10 November 2017 is Equal Pay Day – the day when women effectively stop earning for the remainder of the year compared to men. This is based on the current (mean) gender pay gap which the ONS has revealed to be 14.1% for women working full-time.
The Fawcett Society, the organisation behind the concept of Equal Pay Day, is leading a campaign urging politicians and employers to make a ‘pay gap pledge’ to close the gender pay gap for good. Following hot on the heels of recent legislation requiring employers to publish their gender pay gaps by April 2018, this brings the issue of gender pay into sharp focus and reinforces the importance employers need to attach to tackling their gender pay gaps.
In short, employers of 250 or more employees must publish prescribed information relating to their gender pay gaps on both their own websites and on the Government’s specially designated website by 4 April 2018. The Government estimates that this will apply to around 9,000 employers with approximately 15 million employees.
To date, just 219 employers have embraced the task and published their information. This is available to view via the Government’s gender pay gap viewing service. The contrast in data is stark, ranging from a mean hourly pay gap for one employer of -35.4 (meaning that the average hourly rate of pay for is higher for women than for men – for every £1 being paid to a woman, a man is receiving approximately 65p) up to a gap of +54.2 for another employer (demonstrating that the average rate of pay is higher for men than for women – for every £1 being earned by a man, a woman is receiving approximately 46p). Some statistics of particular interest are those of the Commission for Equality and Human Rights (mean gap of -7.5); ACAS (mean gap of +7.1) and the Department for Education (mean gap of +5.3).

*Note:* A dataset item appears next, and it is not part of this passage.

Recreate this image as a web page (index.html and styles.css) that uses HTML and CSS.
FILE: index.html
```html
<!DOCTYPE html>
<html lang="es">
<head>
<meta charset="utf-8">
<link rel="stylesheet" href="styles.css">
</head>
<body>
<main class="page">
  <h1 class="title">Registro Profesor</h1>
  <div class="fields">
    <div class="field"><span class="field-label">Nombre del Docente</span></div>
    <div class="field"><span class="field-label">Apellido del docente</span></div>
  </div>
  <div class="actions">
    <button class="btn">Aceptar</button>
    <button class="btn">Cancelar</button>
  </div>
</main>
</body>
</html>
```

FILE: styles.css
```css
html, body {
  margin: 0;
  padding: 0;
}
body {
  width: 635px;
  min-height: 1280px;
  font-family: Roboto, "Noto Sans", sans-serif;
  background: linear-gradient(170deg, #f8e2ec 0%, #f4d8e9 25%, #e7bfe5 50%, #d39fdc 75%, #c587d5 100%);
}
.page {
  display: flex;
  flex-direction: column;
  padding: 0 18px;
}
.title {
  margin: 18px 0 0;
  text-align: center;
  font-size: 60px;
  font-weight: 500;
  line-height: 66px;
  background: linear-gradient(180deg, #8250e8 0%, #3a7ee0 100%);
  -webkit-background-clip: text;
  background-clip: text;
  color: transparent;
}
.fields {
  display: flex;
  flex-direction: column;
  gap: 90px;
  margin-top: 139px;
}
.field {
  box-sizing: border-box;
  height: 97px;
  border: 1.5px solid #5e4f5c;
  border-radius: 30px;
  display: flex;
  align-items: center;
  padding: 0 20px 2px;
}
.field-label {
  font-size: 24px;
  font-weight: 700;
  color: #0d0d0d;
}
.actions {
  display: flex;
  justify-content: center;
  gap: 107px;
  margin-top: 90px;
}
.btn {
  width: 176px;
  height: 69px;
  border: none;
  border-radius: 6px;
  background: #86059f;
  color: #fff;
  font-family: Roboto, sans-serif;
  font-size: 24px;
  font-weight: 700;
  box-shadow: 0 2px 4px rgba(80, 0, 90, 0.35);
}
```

It is important to remember that whilst a gender pay gap may raise the profile of equal pay within an organisation and lead to greater scrutiny of pay by employees, a pay gap is not the same as unequal pay. There may be many reasons for a pay gap including having a higher proportion of women to men in part-time positions, and similarly there being fewer women than men in senior roles in the organisation (and vice versa). Transparency and communication of pay structures may help assist employees to understand the reasons for any gap and, whilst there is no statutory obligation to report the reasons, many employers are taking the opportunity to publish a narrative alongside their figures. At the very least, a pay gap should act as an impetus for organisations to query the reasons behind it and to start to work towards strategies for reducing it.
Mean bonus gaps reported so far also vary hugely from -184.6 to +467, perhaps significantly impacted by the way in which businesses are structured and suggesting that where one gender is dominant in senior positions where higher bonuses are likely to be paid, the gap will be skewed accordingly.
With less than 5 months now to go until the deadline when all affected employers must publish their gender pay gap information, it seems that there will be a flurry of last-minute activity. Employers who have yet to get to grips with their obligations should now make this a priority. The legislation is complex, numerous calculations must be made and the data must be officially signed off by a director (or equivalent).